* **Exercise goal**
Please determine how many lines of the material include the word "screenshot", and respond with nothing but that number.

— Start of Raw data —

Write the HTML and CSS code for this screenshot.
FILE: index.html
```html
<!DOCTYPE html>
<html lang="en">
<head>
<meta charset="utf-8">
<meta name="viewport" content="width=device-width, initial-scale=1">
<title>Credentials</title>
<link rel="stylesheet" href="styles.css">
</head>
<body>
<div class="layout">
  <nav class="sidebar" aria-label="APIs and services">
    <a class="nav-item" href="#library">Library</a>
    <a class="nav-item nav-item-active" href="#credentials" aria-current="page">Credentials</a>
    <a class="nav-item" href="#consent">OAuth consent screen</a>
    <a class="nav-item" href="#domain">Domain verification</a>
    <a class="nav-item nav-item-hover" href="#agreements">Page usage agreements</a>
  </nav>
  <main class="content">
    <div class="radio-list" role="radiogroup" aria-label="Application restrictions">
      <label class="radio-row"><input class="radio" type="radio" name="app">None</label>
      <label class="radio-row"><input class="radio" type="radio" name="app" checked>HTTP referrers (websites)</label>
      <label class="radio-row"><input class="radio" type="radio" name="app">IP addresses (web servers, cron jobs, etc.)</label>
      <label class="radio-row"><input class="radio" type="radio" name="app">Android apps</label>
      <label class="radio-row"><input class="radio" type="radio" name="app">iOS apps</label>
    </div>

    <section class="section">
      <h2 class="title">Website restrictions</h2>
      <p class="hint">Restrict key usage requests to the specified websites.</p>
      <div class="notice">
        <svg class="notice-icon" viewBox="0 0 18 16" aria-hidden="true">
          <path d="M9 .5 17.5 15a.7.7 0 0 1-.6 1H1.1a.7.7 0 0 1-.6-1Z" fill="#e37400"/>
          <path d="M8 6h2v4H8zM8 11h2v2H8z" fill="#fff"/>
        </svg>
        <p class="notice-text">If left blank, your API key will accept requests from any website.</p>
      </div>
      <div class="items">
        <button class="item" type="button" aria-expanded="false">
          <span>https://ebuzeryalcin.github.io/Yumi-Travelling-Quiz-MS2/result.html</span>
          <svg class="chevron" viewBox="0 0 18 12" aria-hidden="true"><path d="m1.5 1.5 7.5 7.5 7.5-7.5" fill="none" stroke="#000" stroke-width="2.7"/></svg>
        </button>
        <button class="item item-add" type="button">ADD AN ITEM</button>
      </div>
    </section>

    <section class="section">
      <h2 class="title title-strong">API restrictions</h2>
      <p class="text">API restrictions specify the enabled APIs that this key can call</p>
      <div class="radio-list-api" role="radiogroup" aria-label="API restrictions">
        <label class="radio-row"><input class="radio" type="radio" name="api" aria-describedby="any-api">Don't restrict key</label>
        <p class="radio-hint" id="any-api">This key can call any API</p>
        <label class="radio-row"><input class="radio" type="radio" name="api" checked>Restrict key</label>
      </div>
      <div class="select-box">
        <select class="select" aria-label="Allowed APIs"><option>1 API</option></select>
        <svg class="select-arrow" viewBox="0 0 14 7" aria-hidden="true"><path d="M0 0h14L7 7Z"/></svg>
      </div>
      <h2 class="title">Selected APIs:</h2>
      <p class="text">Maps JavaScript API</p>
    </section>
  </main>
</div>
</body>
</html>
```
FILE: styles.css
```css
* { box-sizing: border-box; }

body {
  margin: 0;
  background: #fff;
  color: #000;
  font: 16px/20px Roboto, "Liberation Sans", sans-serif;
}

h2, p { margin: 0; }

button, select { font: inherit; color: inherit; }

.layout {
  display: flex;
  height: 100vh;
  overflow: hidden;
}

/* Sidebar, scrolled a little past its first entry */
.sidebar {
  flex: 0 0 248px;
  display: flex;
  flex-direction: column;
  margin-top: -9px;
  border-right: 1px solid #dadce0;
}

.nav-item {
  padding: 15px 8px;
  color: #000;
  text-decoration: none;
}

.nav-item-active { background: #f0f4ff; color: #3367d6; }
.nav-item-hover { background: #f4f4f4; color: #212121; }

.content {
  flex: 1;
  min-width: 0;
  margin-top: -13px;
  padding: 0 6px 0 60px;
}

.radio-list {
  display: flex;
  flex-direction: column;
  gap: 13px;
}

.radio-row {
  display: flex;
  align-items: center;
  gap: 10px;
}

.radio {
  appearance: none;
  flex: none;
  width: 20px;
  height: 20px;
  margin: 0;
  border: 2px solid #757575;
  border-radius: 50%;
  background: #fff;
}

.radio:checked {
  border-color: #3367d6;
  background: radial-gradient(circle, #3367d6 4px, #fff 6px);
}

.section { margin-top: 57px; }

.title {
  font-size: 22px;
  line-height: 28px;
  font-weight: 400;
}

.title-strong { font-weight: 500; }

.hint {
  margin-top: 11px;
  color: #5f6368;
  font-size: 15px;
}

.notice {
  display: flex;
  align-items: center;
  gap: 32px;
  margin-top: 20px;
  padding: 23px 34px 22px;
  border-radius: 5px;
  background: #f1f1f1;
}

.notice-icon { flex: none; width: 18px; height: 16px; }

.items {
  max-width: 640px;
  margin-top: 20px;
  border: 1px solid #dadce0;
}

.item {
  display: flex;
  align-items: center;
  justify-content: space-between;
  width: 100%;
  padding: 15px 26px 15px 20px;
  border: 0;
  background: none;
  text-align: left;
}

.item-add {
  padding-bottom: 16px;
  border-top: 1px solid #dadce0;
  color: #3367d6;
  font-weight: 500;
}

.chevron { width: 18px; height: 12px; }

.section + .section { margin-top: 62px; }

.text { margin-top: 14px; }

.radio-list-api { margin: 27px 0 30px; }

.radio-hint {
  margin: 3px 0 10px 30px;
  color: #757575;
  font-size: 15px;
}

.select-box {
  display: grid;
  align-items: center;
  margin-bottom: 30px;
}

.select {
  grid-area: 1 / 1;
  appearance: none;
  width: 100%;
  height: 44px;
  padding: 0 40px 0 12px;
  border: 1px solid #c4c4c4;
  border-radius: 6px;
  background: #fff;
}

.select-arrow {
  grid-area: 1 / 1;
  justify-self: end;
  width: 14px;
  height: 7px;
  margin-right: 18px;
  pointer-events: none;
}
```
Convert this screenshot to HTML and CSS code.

— End of Raw data —

* **The output**
2